Tudo em casa espera a chegada do bebé que veio, sem chegar ainda. A cama vazia, as roupas nas gavetas que espreitamos sem demoras, para não nos desmoronarmos. Os brinquedos imóveis e demasiadamente arrumados. O silêncio.
A necessidade permanente de regressar ao hospital todas as manhãs, com o nó na garganta até ouvir a enfermeira dizer que esteve estável durante a noite. O desfiar das horas junto à incubadora, as más notícias a roubarem-nos a esperança de que um dia ele vá para casa. As boas notícias a reconstruírem os sonhos. O primeiro segurar dos seus dedos minúsculos, o primeiro colo, o primeiro olhar...
É uma viagem que tem tanto de sinuosa e dolorosa, como tem de extraordinariamente bonita. Pelo amor que se constrói, mesmo com um vidro entre nós e o tesouro maior das nossas vidas. O tempo vai passando... dias, ou semanas, ou até meses... até que finalmente, o nosso bebé é nosso.
Para levar para casa! Sem fios, sem um monitor, sem braços de enfermeiros para o devolvermos, sem vidros para nos separar. E tão imediatamente quanto a felicidade, visita-nos um medo paralisante. Como viver sem todas as ajudas que tivemos até esse dia? E se ele parar de respirar? E se houver sinais de que não está bem? E onde estão os números da saturação de oxigénio, da frequência cardíaca, da frequência respiratória, da tensão arterial? Onde estão os valores da gasimetria diária? A hemoglobina, a retenção de CO2? Para onde olharemos à procura da certeza de que o nosso bebé está bem? No lugar da equipa de dezenas de enfermeiros e de médicos, estamos apenas nós, pai e mãe, cada um de nós aterrorizado, a tentar tirar o medo um ao outro...

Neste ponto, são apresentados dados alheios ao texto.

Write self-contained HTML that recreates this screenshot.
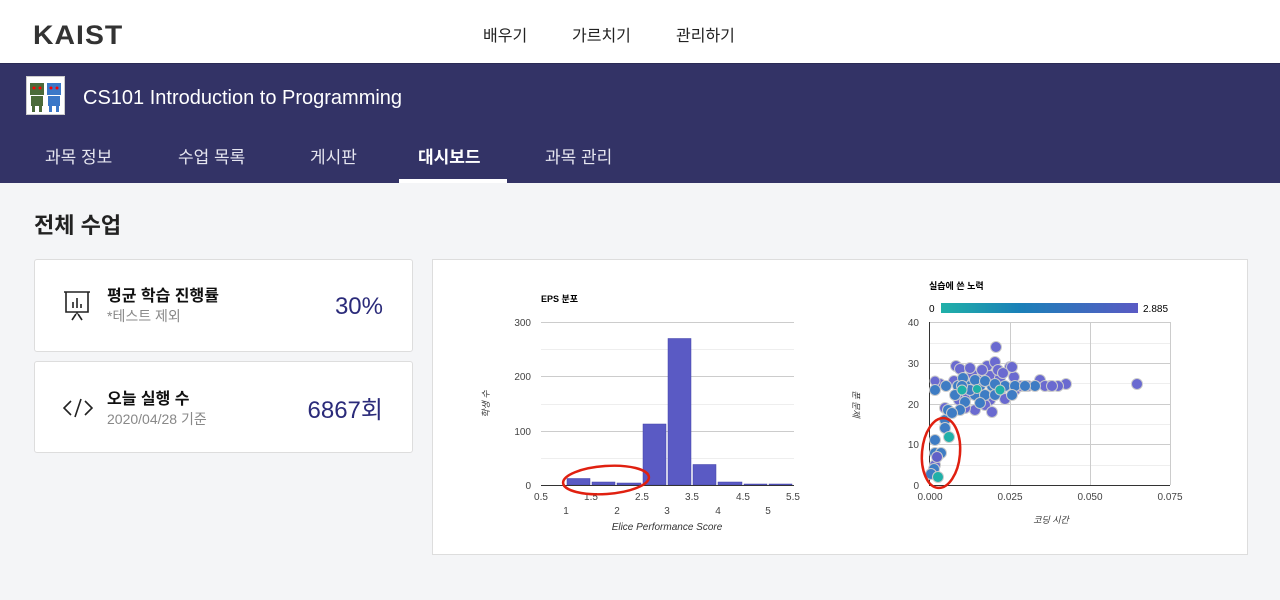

E chegarão pessoas, amigos, família, aos quais teremos que contar e explicar aquilo que nunca entenderão verdadeiramente. E como lhes pedir para desinfetarem as mãos, para não darem beijinhos, para não lhes pegarem se estiverem ligeiramente constipados...?
Como viver um percurso normal depois de tudo o que foi vivido? É como sair da linha de partida com uma maratona já feita... Não se parte da mesma forma que outros pais cujos filhos nasceram de termo. O barco pode finalmente seguir a viagem que tanto desejámos. Mas as margens estão diferentes, o percurso já mudou, o trajeto é outro...
Na viagem que começa ao chegarmos a casa, é necessário avaliar as sequelas da prematuridade, perceber o impacto neurológico e desenvolvimental nas várias metas que o bebé terá que atingir.
Precisam-se de bons profissionais que continuem a acompanhar-nos, terapeutas que compreendam o que é um bebé prematuro e uma família prematura. Que ofereçam respostas concretas, ajustadas, e verdadeiramente específicas para o nosso bebé. Apesar de todos estes desafios, nunca a viagem nos pareceu tão mágica, tão bonita, tão especial. O nosso bebé, com todos os medos, todas as marcas (nossas e dele), toda a viagem feita e por fazer... é, finalmente, nosso.